There was a time when a specific version of vmware workstation (version 3.x from ... 2001 ? 2002 ?) had a nice, detailed recipe to get it running, under linux binary compat, on FreeBSD.
So you could run the Linux version of vmware workstation on FreeBSD.
The problem was, this recipe and set of hacks needed to make this work only worked with vmware 3, and after 2003 or 2004, vmware wouldn't even sell it to you - you couldn't even download it.
But I kept a copy and continued to very happily use vmware3 until 2009, on successively newer FreeBSD hosts. No, it didn't have graphics card support and I couldn't plug in my USB flash drives, etc., but the basic value proposition was still there - run any guest OS I felt like.
My point is: don't trash your old install packages for (whatever version of vmware workstation you like) and keep your serial numbers - this is a piece of software that can continue providing very high value LONG after vmware abandons it.
I assume these layoffs are related to the acquisition of EMC? http://techcrunch.com/2016/01/26/vmware-confirms-layoffs-in-...
I've been using linux (centos) since '06. I've tried nearly all of the virtualisation products out there and always stuck with VMWare. On the desktop I've bounced from Windows, to Linux (ubuntu) to now a mac.

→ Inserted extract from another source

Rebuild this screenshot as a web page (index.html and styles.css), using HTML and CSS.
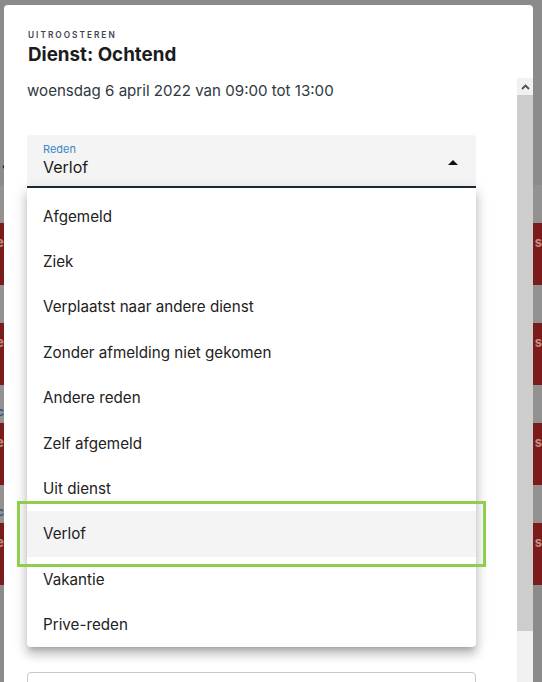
FILE: index.html
```html
<!DOCTYPE html>
<html lang="nl">

<head>
  <meta charset="UTF-8">
  <meta name="viewport" content="width=device-width, initial-scale=1.0">
  <title>Uitroosteren</title>
  <link rel="stylesheet" href="styles.css">
</head>

<body>
  <!-- page behind the dialog -->
  <div class="board">
    <div class="board-top"><span class="dot">•</span></div>
    <div class="gap"><span class="tick">:</span></div>
    <div class="bar"><span>e</span><span>s</span></div>
    <div class="gap"><span class="tick">:</span></div>
    <div class="bar"><span>e</span><span>s</span></div>
    <div class="gap"><span class="tick blue">c</span></div>
    <div class="bar"><span>e</span><span>s</span></div>
    <div class="gap"><span class="tick blue">c</span></div>
    <div class="bar"><span>e</span><span>s</span></div>
  </div>

  <div class="dialog">
    <div class="dialog-head">
      <div class="eyebrow">Uitroosteren</div>
      <h1>Dienst: Ochtend</h1>
    </div>

    <div class="dialog-body">
      <div class="content">
        <p class="when">woensdag 6 april 2022 van 09:00 tot 13:00</p>

        <div class="select-wrap">
          <div class="select">
            <div class="select-text">
              <div class="select-label">Reden</div>
              <div class="select-value">Verlof</div>
            </div>
            <svg class="select-arrow" width="10" height="5" viewBox="0 0 10 5">
              <polygon points="0,5 5,0 10,5" fill="#111"/>
            </svg>
          </div>

          <ul class="menu">
            <li>Afgemeld</li>
            <li>Ziek</li>
            <li>Verplaatst naar andere dienst</li>
            <li>Zonder afmelding niet gekomen</li>
            <li>Andere reden</li>
            <li>Zelf afgemeld</li>
            <li>Uit dienst</li>
            <li class="selected">Verlof</li>
            <li>Vakantie</li>
            <li>Prive-reden</li>
          </ul>
        </div>

        <div class="field-next"></div>
      </div>

      <div class="scrollbar">
        <div class="sb-btn">
          <svg width="9" height="6" viewBox="0 0 9 6">
            <path d="M1 5 L4.5 1.5 L8 5" fill="none" stroke="#505050" stroke-width="1.8"/>
          </svg>
        </div>
        <div class="sb-thumb"></div>
        <div class="sb-track"></div>
      </div>
    </div>
  </div>
</body>

</html>
```

FILE: styles.css
```css
html,
body {
  margin: 0;
  height: 100%;
  overflow: hidden;
}

body {
  font-family: Inter, "Noto Sans", sans-serif;
  background: #8b8b8b;
  position: relative;
}

/* page behind the dialog */
.board {
  display: flex;
  flex-direction: column;
}

.board-top {
  height: 185px;
}

.dot {
  display: block;
  padding: 158px 0 0 1px;
  font-size: 14px;
  line-height: 16px;
  color: #1b1b1b;
}

.gap {
  height: 38px;
  background: #929292;
  font-size: 12px;
  line-height: 14px;
}

.tick {
  display: block;
  padding: 20px 0 0 0;
  margin-left: -2px;
  color: #b48a4a;
  font-weight: 700;
}

.tick.blue {
  color: #3d5a78;
  margin-left: -3px;
}

.bar {
  height: 62px;
  background: #7b1b1b;
  display: flex;
  justify-content: space-between;
  font-size: 13px;
  font-weight: 700;
  line-height: 16px;
  color: rgba(255, 255, 255, 0.5);
}

.bar span {
  padding-top: 11px;
}

.bar span:first-child {
  margin-left: -4px;
}

/* dialog */
.dialog {
  position: absolute;
  left: 4px;
  top: 5px;
  width: 529px;
  bottom: -40px;
  background: #fff;
  border-radius: 4px 4px 0 0;
  display: flex;
  flex-direction: column;
}

.dialog-head {
  flex-shrink: 0;
  height: 73px;
  box-sizing: border-box;
  padding: 24px 24px 0 24px;
}

.eyebrow {
  font-size: 8.3px;
  line-height: 12px;
  font-weight: 600;
  letter-spacing: 2px;
  text-transform: uppercase;
  color: #3c4650;
}

h1 {
  margin: 3px 0 0;
  font-size: 18.8px;
  line-height: 22px;
  font-weight: 700;
  color: #1c1c1c;
}

.dialog-body {
  flex: 1;
  min-height: 0;
  display: flex;
  overflow: hidden;
}

.content {
  flex: 1;
  padding: 0 41px 0 23px;
}

.when {
  margin: 0;
  padding-top: 2.5px;
  font-size: 15.1px;
  line-height: 20px;
  color: #2f3842;
}

.select-wrap {
  position: relative;
  margin-top: 34.5px;
}

.select {
  display: flex;
  align-items: center;
  height: 51px;
  background: #f4f4f4;
  border-radius: 4px 4px 0 0;
  border-bottom: 2px solid #1f2b3a;
  padding: 0 18px 0 16px;
}

.select-text {
  flex: 1;
  align-self: flex-start;
  padding-top: 7px;
}

.select-label {
  font-size: 11px;
  line-height: 14px;
  color: #3a87c9;
}

.select-value {
  margin-top: 1px;
  font-size: 16px;
  line-height: 20px;
  color: #1a1a1a;
}

.select-arrow {
  margin-top: 3px;
}

.menu {
  position: absolute;
  top: 100%;
  left: 0;
  right: 0;
  z-index: 2;
  margin: 0;
  padding: 5.5px 0 0;
  list-style: none;
  background: #fff;
  border-radius: 0 0 4px 4px;
  box-shadow: 0 5px 5px -3px rgba(0, 0, 0, 0.2),
    0 8px 10px 1px rgba(0, 0, 0, 0.14),
    0 3px 14px 2px rgba(0, 0, 0, 0.12);
}

.menu li {
  height: 45.4px;
  display: flex;
  align-items: center;
  padding: 0 16px;
  font-size: 15.2px;
  color: #222;
}

.menu li.selected {
  background: #f4f4f4;
  outline: 3px solid #8fce4c;
  outline-offset: 7px;
}

.field-next {
  margin-top: 484px;
  height: 60px;
  border: 1px solid #c6c6c6;
  border-radius: 4px;
}

/* scrollbar of the dialog body */
.scrollbar {
  width: 16px;
  display: flex;
  flex-direction: column;
}

.sb-btn {
  height: 17px;
  background: #f1f1f1;
  display: flex;
  align-items: center;
  justify-content: center;
}

.sb-thumb {
  height: 536px;
  background: #cdcdcd;
}

.sb-track {
  flex: 1;
  background: #f1f1f1;
}
```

VM Fusion pretty much gets installed as my first app which allows me to run a linux env for development. Shared Folders is mandatory for me. Snapshots is a good send and never ever ever crashing no matter what I do with it via Windows 7 in it's own VM.
I'm so in bed with Vmware Fusion right now, I cannot think that another product will replace it. I know there are other products, but these don't simply cut it at all.
I will be praying to the apple or virtualisation "gods" out there and hoping someone buys the team and either spins off a new product or carries on.
I guess after 2017, I will hope the product keeps on working and keeps running with the latest mac releases.
Hopefully someone can make a petition to Apple to buy this team also. I'd sign it. They have the money after all and it would be a great addition to the OS.
I have fond memories of VMWare Express, the first VMWare that I bought. It was a restricted version of VMWare workstation that could only run Windows 9x (Win4Lin was also nice), but all that I could afford on a student budget. At some point I even got it working on NetBSD with its Linux compatibility layer and (IIRC) some NetBSD kernel modules that someone implemented for VMWare Workstation 2.x. There's still a screenshot on the NetBSD website sporting my NetBSD desktop with VMWare Express in 2002:
Register article: http://www.theregister.co.uk/2016/01/27/vmware_fusion_and_wo...
With this change we're going to be looking at Hyper-V a lot sooner than I expected, but I guess this was bound to happen regardless. More and more of the devs I work with are using Vagrant or Docker and LXC rather than Workstation or Fusion. Hosted UI sales must've been trending down.
For many years, I've been running many Linux VMs and a few Windows VMs using Fusion on various Mac hardware and OSes. It's been super-helpful to my workflow (mostly teaching-related), at very low cost, measured in either dollars or hours.
Thanks to all who helped to make that happen, and best wishes to developers and users as the future unfolds.
Thank you chipx86 and everyone else who brought this sorcery into my life.
If this isn't a sign of the decline of enterprise desktop software, nothing is!